EXERCISE PROMPT —
Extract the full listing verbatim and drop any pictures from your copy.

┏━━

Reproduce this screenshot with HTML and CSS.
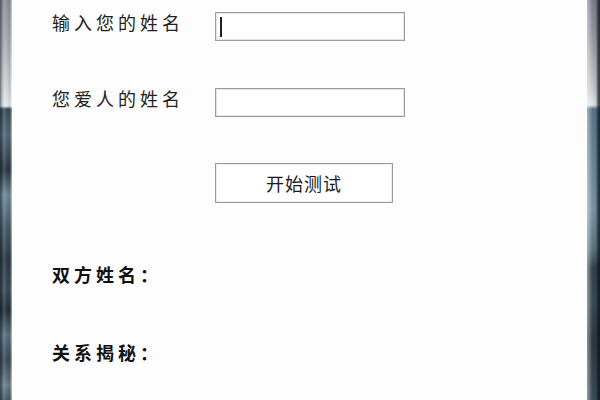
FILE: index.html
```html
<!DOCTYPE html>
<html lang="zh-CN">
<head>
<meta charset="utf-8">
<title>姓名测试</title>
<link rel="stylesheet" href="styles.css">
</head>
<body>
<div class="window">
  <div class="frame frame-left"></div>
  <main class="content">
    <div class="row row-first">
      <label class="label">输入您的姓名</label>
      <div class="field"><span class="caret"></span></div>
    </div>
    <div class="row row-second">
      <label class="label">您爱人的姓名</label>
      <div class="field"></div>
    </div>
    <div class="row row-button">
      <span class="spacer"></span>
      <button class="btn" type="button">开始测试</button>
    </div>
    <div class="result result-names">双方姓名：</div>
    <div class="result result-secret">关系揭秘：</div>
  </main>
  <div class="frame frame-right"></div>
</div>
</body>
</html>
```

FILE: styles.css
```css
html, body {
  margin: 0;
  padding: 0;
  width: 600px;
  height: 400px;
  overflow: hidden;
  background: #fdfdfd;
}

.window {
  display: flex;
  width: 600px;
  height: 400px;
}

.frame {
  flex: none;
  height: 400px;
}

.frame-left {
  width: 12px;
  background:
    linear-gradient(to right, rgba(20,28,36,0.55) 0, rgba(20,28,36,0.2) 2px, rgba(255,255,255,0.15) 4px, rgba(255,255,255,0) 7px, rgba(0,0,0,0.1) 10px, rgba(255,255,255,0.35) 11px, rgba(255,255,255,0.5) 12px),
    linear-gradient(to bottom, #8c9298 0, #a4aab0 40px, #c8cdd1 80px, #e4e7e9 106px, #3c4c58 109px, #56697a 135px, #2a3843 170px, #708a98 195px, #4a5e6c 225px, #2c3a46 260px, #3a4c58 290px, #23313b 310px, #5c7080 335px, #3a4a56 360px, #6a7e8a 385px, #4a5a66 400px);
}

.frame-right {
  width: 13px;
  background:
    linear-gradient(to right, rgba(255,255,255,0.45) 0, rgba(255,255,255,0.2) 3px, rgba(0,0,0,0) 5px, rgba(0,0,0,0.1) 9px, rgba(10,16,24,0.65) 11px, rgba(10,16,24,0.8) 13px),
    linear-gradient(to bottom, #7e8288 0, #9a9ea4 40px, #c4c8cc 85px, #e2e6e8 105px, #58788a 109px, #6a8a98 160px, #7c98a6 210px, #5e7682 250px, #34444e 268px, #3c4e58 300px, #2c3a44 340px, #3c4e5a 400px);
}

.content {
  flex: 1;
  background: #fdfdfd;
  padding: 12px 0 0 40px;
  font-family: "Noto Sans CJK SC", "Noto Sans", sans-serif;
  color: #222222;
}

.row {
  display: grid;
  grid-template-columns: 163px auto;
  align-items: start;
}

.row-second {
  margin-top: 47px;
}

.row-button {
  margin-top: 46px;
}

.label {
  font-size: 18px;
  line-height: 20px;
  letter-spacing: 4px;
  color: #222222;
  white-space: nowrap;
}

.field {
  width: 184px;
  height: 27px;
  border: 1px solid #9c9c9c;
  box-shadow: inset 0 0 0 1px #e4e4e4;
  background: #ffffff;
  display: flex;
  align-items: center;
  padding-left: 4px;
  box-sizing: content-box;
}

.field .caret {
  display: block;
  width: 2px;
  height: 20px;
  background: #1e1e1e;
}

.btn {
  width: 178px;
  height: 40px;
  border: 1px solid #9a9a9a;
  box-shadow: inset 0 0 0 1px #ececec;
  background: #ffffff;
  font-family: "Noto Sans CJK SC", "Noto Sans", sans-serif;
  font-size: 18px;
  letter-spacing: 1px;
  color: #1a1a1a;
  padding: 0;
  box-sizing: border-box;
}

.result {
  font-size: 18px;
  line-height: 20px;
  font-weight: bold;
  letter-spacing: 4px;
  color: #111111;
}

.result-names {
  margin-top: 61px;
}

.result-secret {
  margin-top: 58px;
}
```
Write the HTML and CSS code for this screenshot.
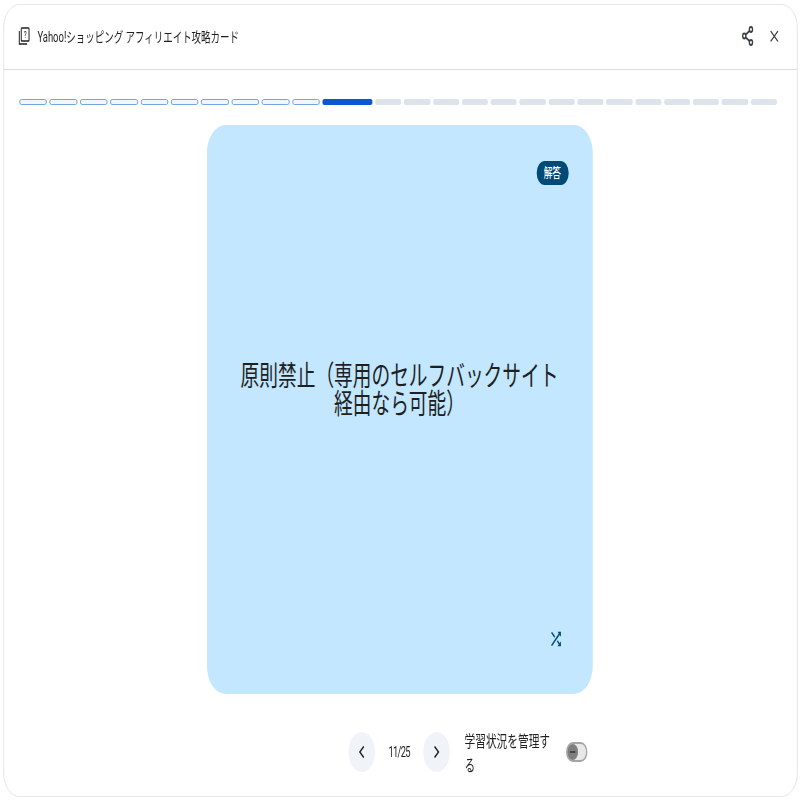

┗━━

FINAL RESULT —
Reproduce this screenshot with HTML and CSS.
FILE: index.html
```html
<!DOCTYPE html>
<html lang="zh-CN">
<head>
<meta charset="utf-8">
<title>姓名测试</title>
<link rel="stylesheet" href="styles.css">
</head>
<body>
<div class="window">
  <div class="frame frame-left"></div>
  <main class="content">
    <div class="row row-first">
      <label class="label">输入您的姓名</label>
      <div class="field"><span class="caret"></span></div>
    </div>
    <div class="row row-second">
      <label class="label">您爱人的姓名</label>
      <div class="field"></div>
    </div>
    <div class="row row-button">
      <span class="spacer"></span>
      <button class="btn" type="button">开始测试</button>
    </div>
    <div class="result result-names">双方姓名：</div>
    <div class="result result-secret">关系揭秘：</div>
  </main>
  <div class="frame frame-right"></div>
</div>
</body>
</html>
```

FILE: styles.css
```css
html, body {
  margin: 0;
  padding: 0;
  width: 600px;
  height: 400px;
  overflow: hidden;
  background: #fdfdfd;
}

.window {
  display: flex;
  width: 600px;
  height: 400px;
}

.frame {
  flex: none;
  height: 400px;
}

.frame-left {
  width: 12px;
  background:
    linear-gradient(to right, rgba(20,28,36,0.55) 0, rgba(20,28,36,0.2) 2px, rgba(255,255,255,0.15) 4px, rgba(255,255,255,0) 7px, rgba(0,0,0,0.1) 10px, rgba(255,255,255,0.35) 11px, rgba(255,255,255,0.5) 12px),
    linear-gradient(to bottom, #8c9298 0, #a4aab0 40px, #c8cdd1 80px, #e4e7e9 106px, #3c4c58 109px, #56697a 135px, #2a3843 170px, #708a98 195px, #4a5e6c 225px, #2c3a46 260px, #3a4c58 290px, #23313b 310px, #5c7080 335px, #3a4a56 360px, #6a7e8a 385px, #4a5a66 400px);
}

.frame-right {
  width: 13px;
  background:
    linear-gradient(to right, rgba(255,255,255,0.45) 0, rgba(255,255,255,0.2) 3px, rgba(0,0,0,0) 5px, rgba(0,0,0,0.1) 9px, rgba(10,16,24,0.65) 11px, rgba(10,16,24,0.8) 13px),
    linear-gradient(to bottom, #7e8288 0, #9a9ea4 40px, #c4c8cc 85px, #e2e6e8 105px, #58788a 109px, #6a8a98 160px, #7c98a6 210px, #5e7682 250px, #34444e 268px, #3c4e58 300px, #2c3a44 340px, #3c4e5a 400px);
}

.content {
  flex: 1;
  background: #fdfdfd;
  padding: 12px 0 0 40px;
  font-family: "Noto Sans CJK SC", "Noto Sans", sans-serif;
  color: #222222;
}

.row {
  display: grid;
  grid-template-columns: 163px auto;
  align-items: start;
}

.row-second {
  margin-top: 47px;
}

.row-button {
  margin-top: 46px;
}

.label {
  font-size: 18px;
  line-height: 20px;
  letter-spacing: 4px;
  color: #222222;
  white-space: nowrap;
}

.field {
  width: 184px;
  height: 27px;
  border: 1px solid #9c9c9c;
  box-shadow: inset 0 0 0 1px #e4e4e4;
  background: #ffffff;
  display: flex;
  align-items: center;
  padding-left: 4px;
  box-sizing: content-box;
}

.field .caret {
  display: block;
  width: 2px;
  height: 20px;
  background: #1e1e1e;
}

.btn {
  width: 178px;
  height: 40px;
  border: 1px solid #9a9a9a;
  box-shadow: inset 0 0 0 1px #ececec;
  background: #ffffff;
  font-family: "Noto Sans CJK SC", "Noto Sans", sans-serif;
  font-size: 18px;
  letter-spacing: 1px;
  color: #1a1a1a;
  padding: 0;
  box-sizing: border-box;
}

.result {
  font-size: 18px;
  line-height: 20px;
  font-weight: bold;
  letter-spacing: 4px;
  color: #111111;
}

.result-names {
  margin-top: 61px;
}

.result-secret {
  margin-top: 58px;
}
```
Write the HTML and CSS code for this screenshot.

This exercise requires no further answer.